** start Data **

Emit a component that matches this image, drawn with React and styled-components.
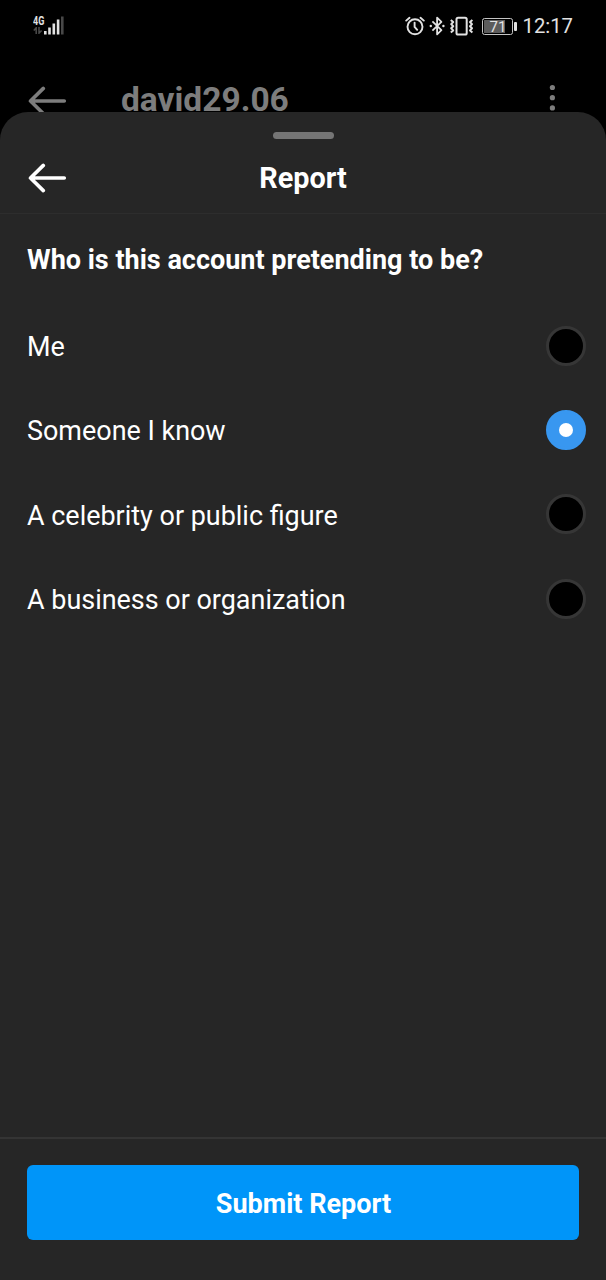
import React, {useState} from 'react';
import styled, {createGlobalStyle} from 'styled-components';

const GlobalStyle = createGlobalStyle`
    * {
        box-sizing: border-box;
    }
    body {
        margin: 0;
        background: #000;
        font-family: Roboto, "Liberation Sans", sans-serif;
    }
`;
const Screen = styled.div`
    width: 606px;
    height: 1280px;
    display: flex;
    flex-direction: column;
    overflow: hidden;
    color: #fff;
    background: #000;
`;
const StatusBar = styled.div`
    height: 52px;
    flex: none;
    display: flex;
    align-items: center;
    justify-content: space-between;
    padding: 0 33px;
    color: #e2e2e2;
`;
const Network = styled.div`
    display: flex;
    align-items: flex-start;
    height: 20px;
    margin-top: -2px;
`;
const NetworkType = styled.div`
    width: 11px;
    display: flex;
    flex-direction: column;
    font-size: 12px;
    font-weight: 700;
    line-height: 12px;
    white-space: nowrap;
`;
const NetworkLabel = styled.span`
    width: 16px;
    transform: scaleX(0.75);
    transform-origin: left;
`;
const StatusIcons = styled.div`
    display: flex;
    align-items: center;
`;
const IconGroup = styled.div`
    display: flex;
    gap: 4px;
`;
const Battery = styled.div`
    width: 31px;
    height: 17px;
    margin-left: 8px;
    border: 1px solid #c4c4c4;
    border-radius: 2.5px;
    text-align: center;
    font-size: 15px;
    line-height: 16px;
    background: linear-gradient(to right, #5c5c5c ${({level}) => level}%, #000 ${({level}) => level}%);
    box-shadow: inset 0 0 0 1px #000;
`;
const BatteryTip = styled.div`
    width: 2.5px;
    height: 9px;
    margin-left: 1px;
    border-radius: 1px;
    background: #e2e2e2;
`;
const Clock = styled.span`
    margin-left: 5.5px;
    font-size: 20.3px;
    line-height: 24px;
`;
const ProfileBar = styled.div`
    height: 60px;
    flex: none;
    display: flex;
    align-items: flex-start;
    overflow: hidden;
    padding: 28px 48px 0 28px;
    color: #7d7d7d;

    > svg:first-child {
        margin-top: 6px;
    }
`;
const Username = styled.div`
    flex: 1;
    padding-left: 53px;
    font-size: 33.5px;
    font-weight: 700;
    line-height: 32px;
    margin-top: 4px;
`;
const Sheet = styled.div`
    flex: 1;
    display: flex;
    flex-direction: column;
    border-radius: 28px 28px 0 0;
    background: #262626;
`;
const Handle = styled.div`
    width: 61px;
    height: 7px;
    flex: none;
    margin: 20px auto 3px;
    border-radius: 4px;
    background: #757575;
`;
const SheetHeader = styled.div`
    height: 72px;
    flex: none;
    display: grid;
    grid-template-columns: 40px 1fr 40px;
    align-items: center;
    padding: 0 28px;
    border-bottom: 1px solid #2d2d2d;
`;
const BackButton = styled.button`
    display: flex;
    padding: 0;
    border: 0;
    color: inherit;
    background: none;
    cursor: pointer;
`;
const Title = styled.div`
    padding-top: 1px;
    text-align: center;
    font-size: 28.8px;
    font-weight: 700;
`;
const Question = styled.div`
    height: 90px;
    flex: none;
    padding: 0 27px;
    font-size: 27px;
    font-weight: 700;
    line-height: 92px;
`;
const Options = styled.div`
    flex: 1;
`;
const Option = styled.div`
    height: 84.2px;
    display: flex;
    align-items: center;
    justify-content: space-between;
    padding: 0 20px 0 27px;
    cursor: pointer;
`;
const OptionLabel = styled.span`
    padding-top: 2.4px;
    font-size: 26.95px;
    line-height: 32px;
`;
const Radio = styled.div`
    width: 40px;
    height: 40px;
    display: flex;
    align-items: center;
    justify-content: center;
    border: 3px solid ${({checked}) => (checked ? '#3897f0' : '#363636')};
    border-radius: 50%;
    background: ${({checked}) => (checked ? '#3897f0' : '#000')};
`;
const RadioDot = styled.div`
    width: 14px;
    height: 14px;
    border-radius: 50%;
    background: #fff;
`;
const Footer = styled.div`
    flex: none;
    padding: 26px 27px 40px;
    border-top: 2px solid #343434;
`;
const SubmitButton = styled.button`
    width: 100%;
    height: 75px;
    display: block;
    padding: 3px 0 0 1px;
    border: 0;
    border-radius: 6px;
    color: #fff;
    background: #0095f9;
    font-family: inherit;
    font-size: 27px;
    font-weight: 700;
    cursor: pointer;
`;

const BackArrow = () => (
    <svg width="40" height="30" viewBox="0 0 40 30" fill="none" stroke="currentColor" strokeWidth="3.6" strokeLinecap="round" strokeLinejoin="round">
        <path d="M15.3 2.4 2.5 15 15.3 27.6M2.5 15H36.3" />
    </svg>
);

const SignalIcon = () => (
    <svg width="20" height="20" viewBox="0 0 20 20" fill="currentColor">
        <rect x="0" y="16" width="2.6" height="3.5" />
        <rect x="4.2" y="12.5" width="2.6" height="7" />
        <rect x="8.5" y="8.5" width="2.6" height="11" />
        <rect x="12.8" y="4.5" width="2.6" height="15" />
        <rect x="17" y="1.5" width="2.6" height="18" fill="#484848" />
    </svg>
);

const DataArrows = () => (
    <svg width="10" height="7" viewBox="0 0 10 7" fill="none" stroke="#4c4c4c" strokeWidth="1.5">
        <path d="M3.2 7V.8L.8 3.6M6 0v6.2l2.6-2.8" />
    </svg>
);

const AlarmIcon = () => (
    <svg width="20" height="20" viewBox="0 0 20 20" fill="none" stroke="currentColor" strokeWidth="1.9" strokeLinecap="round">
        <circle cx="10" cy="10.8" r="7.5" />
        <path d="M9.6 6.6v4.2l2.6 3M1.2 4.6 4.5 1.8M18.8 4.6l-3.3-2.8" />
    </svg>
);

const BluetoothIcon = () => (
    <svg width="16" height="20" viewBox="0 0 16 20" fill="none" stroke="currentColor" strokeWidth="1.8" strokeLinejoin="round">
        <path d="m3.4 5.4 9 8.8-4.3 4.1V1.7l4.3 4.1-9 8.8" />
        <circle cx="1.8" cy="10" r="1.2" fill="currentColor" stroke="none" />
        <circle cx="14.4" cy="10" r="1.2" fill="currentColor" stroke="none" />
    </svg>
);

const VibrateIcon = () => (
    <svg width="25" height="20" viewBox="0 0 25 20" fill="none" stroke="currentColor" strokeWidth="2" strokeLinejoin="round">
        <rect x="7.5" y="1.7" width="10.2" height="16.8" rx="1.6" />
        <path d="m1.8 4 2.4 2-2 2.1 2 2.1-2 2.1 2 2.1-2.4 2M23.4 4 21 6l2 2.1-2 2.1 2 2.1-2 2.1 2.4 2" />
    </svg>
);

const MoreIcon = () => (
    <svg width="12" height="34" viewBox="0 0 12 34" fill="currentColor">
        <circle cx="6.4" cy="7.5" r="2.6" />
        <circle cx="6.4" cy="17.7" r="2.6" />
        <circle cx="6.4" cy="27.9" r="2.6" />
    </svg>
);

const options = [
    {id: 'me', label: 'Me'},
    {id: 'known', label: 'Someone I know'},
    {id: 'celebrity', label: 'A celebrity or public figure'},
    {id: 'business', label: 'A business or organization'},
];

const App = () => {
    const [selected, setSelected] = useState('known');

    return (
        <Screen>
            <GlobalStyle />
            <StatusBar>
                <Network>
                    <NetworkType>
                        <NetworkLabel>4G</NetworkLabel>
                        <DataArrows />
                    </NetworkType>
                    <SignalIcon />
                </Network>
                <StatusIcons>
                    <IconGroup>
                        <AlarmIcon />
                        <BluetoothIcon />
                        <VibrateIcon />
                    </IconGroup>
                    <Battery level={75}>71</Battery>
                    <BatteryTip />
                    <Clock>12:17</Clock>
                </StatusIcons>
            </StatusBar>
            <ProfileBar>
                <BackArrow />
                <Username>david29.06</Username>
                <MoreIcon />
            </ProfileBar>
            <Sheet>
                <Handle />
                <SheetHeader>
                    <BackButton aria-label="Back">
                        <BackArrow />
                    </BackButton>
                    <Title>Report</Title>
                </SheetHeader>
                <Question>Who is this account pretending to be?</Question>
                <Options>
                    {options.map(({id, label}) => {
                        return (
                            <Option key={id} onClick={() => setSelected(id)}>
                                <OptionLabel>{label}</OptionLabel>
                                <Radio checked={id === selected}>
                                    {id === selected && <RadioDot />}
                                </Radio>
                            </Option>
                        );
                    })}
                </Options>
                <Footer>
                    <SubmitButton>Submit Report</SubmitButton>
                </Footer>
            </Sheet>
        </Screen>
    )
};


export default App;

** end Data **

**Exercise task**
Pick out each line in the material containing "components".

**Written solution**
Emit a component that matches this image, drawn with React and styled-components.
import styled, {createGlobalStyle} from 'styled-components';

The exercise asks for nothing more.